En route from Portsmouth to London we biked past The Angel Pub. We were already exhausted and not sure where were staying in Alton (our goal for the night). We thought it was worth checking if they would exchange a room for harp music. After all, it was the Angel Pub. The young woman behind the desk was so taken by our biking trip with a harp in the trailer that she just handed over keys to a room within a few minutes. I gave her a CD and played a bit for dinner. We had a warm bed to sleep in and even a proper bath our first night in a very cold and damp England. Fred took two baths!
Pilgrim Harps, South Godstone
John Hoare invited me to visit the Pilgrim Harp Factory over a decade ago, maybe two. I finally took him up on his offer and don’t know why it took me so long. I thought we would cycle to Godstone, which is a tiny village south of London, but in the end, we chose the shortest route and cycled up the Thames Tow Path into western London. I took the train to Godstone and John Hoare was there at the station to drive me to the home of Pilgrim Harps. The English village of South Godstone is in the middle of green fields, cottages and winding roads. The trees at the sides of the road often form a green canopy as their branches meet to create a verdant tunnel. As you pull up the drive to the Pilgrim Harp workshop, you may see a few horses, chickens and even peacocks.

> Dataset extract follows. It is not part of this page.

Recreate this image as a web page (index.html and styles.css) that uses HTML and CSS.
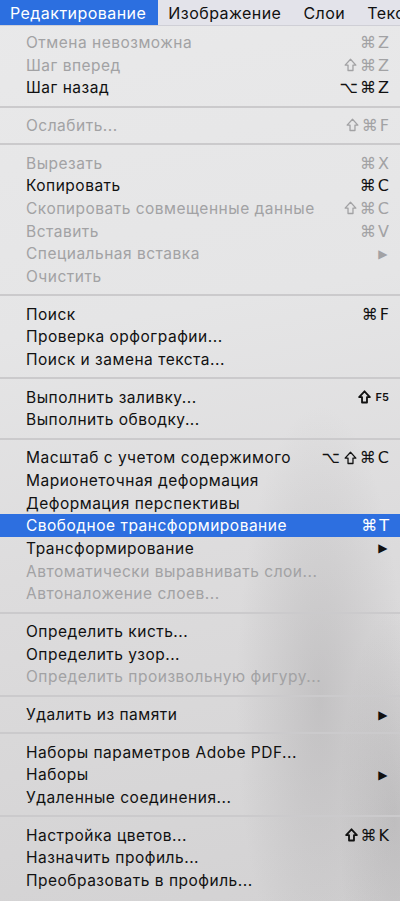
FILE: index.html
```html
<!DOCTYPE html>
<html lang="ru">
<head>
<meta charset="utf-8">
<link rel="stylesheet" href="styles.css">
</head>
<body>
<div class="screen">
  <div class="menubar">
    <span class="mb-item active">Редактирование</span>
    <span class="mb-item">Изображение</span>
    <span class="mb-item">Слои</span>
    <span class="mb-item">Текст</span>
  </div>
  <div class="menu">
    <div class="item off"><span class="label">Отмена невозможна</span><span class="key">⌘Z</span></div>
    <div class="item off"><span class="label">Шаг вперед</span><span class="key"><svg class="shift" viewBox="0 0 12 13"><path d="M6 1.2 L11 6.6 H8.3 V11.6 H3.7 V6.6 H1 Z"/></svg>⌘Z</span></div>
    <div class="item"><span class="label">Шаг назад</span><span class="key">⌥⌘Z</span></div>
    <div class="sep"></div>
    <div class="item off"><span class="label">Ослабить...</span><span class="key"><svg class="shift" viewBox="0 0 12 13"><path d="M6 1.2 L11 6.6 H8.3 V11.6 H3.7 V6.6 H1 Z"/></svg>⌘F</span></div>
    <div class="sep"></div>
    <div class="item off"><span class="label">Вырезать</span><span class="key">⌘X</span></div>
    <div class="item"><span class="label">Копировать</span><span class="key">⌘C</span></div>
    <div class="item off"><span class="label">Скопировать совмещенные данные</span><span class="key"><svg class="shift" viewBox="0 0 12 13"><path d="M6 1.2 L11 6.6 H8.3 V11.6 H3.7 V6.6 H1 Z"/></svg>⌘C</span></div>
    <div class="item off"><span class="label">Вставить</span><span class="key">⌘V</span></div>
    <div class="item off"><span class="label">Специальная вставка</span><span class="arrow">▶</span></div>
    <div class="item off"><span class="label">Очистить</span></div>
    <div class="sep"></div>
    <div class="item"><span class="label">Поиск</span><span class="key">⌘F</span></div>
    <div class="item"><span class="label">Проверка орфографии...</span></div>
    <div class="item"><span class="label">Поиск и замена текста...</span></div>
    <div class="sep"></div>
    <div class="item"><span class="label">Выполнить заливку...</span><span class="key"><svg class="shift bold" viewBox="0 0 12 13"><path d="M6 1.2 L11 6.6 H8.3 V11.6 H3.7 V6.6 H1 Z"/></svg><small>F5</small></span></div>
    <div class="item"><span class="label">Выполнить обводку...</span></div>
    <div class="sep"></div>
    <div class="item"><span class="label">Масштаб с учетом содержимого</span><span class="key">⌥<svg class="shift" viewBox="0 0 12 13"><path d="M6 1.2 L11 6.6 H8.3 V11.6 H3.7 V6.6 H1 Z"/></svg>⌘C</span></div>
    <div class="item"><span class="label">Марионеточная деформация</span></div>
    <div class="item"><span class="label">Деформация перспективы</span></div>
    <div class="item sel"><span class="label">Свободное трансформирование</span><span class="key">⌘T</span></div>
    <div class="item"><span class="label">Трансформирование</span><span class="arrow">▶</span></div>
    <div class="item off"><span class="label">Автоматически выравнивать слои...</span></div>
    <div class="item off"><span class="label">Автоналожение слоев...</span></div>
    <div class="sep"></div>
    <div class="item"><span class="label">Определить кисть...</span></div>
    <div class="item"><span class="label">Определить узор...</span></div>
    <div class="item off"><span class="label">Определить произвольную фигуру...</span></div>
    <div class="sep"></div>
    <div class="item"><span class="label">Удалить из памяти</span><span class="arrow">▶</span></div>
    <div class="sep"></div>
    <div class="item"><span class="label">Наборы параметров Adobe PDF...</span></div>
    <div class="item"><span class="label">Наборы</span><span class="arrow">▶</span></div>
    <div class="item"><span class="label">Удаленные соединения...</span></div>
    <div class="sep"></div>
    <div class="item"><span class="label">Настройка цветов...</span><span class="key"><svg class="shift bold" viewBox="0 0 12 13"><path d="M6 1.2 L11 6.6 H8.3 V11.6 H3.7 V6.6 H1 Z"/></svg>⌘K</span></div>
    <div class="item"><span class="label">Назначить профиль...</span></div>
    <div class="item"><span class="label">Преобразовать в профиль...</span></div>
  </div>
</div>
</body>
</html>
```

FILE: styles.css
```css
html, body {
  margin: 0;
  padding: 0;
}
body {
  width: 400px;
  height: 901px;
  overflow: hidden;
  font-family: "Inter", "Noto Sans", "DejaVu Sans", sans-serif;
  font-size: 15.5px;
  letter-spacing: 0.5px;
  color: #111;
}
.screen {
  width: 400px;
  height: 901px;
  overflow: hidden;
  background:
    radial-gradient(ellipse 120px 420px at 320px 700px, rgba(150,148,150,0.32), rgba(150,148,150,0) 70%),
    radial-gradient(ellipse 80px 300px at 395px 820px, rgba(140,138,140,0.3), rgba(140,138,140,0) 70%),
    linear-gradient(170deg, #e9e9ea 0%, #e5e5e6 35%, #dddcdd 60%, #d3d2d3 100%);
}
.menubar {
  height: 26px;
  display: flex;
  align-items: center;
  background: #e3e3ea;
  border-bottom: 1px solid #cfcfd6;
  box-sizing: border-box;
  white-space: nowrap;
  overflow: hidden;
  font-size: 16px;
  letter-spacing: 0.45px;
}
.mb-item {
  flex: none;
  height: 26px;
  line-height: 26px;
  padding: 0 12px 0 10px;
  color: #111;
}
.mb-item.active {
  background: #2c6fe0;
  color: #fff;
}
.menu {
  padding-top: 5px;
}
.item {
  height: 22.7px;
  display: flex;
  align-items: center;
  padding: 0 11px 0 26px;
  white-space: nowrap;
}
.item .label {
  flex: 1;
}
.item.off {
  color: #a2a2a4;
}
.item.sel {
  background: #2d6fe0;
  color: #fff;
}
.key {
  display: flex;
  align-items: center;
  gap: 2px;
  font-family: "DejaVu Sans", "Inter", sans-serif;
  font-size: 16px;
  letter-spacing: 2px;
  margin-right: -2px;
}
.shift {
  width: 13px;
  height: 14px;
  margin-right: 1px;
  fill: none;
  stroke: currentColor;
  stroke-width: 1.2;
  stroke-linejoin: round;
}
.shift.bold {
  stroke-width: 1.7;
}
.key small {
  font-family: "Inter", sans-serif;
  font-size: 11px;
  font-weight: 600;
  letter-spacing: 0;
  margin-left: 2px;
  margin-right: 2px;
}
.arrow {
  font-family: "DejaVu Sans", sans-serif;
  font-size: 12px;
  padding-right: 1px;
}
.sep {
  height: 2px;
  margin: 6.5px 0;
  background: #cbcacc;
}
```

I walked into the Pilgrim showroom and there was a professional harpist from Cork, helping a new student select a harp. I dove right in and we had our own mini-harp tasting. About 8 years ago, I bought a Pilgrim lever harp for a student in Israel at the Edinburgh International Harp Festival. It still is one of my all-time favorite festivals. If you haven’t attended, you should. I’m thankful there now is a harp shop in Israel and my days of stuffing my clothes into harp covers (and praying they remain intact for the flight) are over. Check out the new Israeli harp shop! www.harpshop.co.il.
|John Hoare, Pilgrim Harps|
An old coach house was converted into the harp factory and every area was designed for a differed stage in the building process. I felt a bit like I was Charlie in “Charlie and the Chocolate Factory”. Magical things were being created in every room. Beautiful artwork was being painted on harps in one corner by Jerry and in another spot a harp was glued and clamped. John is the expert for pedal harp design and reconditioning antique harps. I love the idea of a room in the old coach house filled with guilded harps. We could have been in the corner of an ancient chateau. You can feel the vibe of craftsmanship, handed down from generation to generation.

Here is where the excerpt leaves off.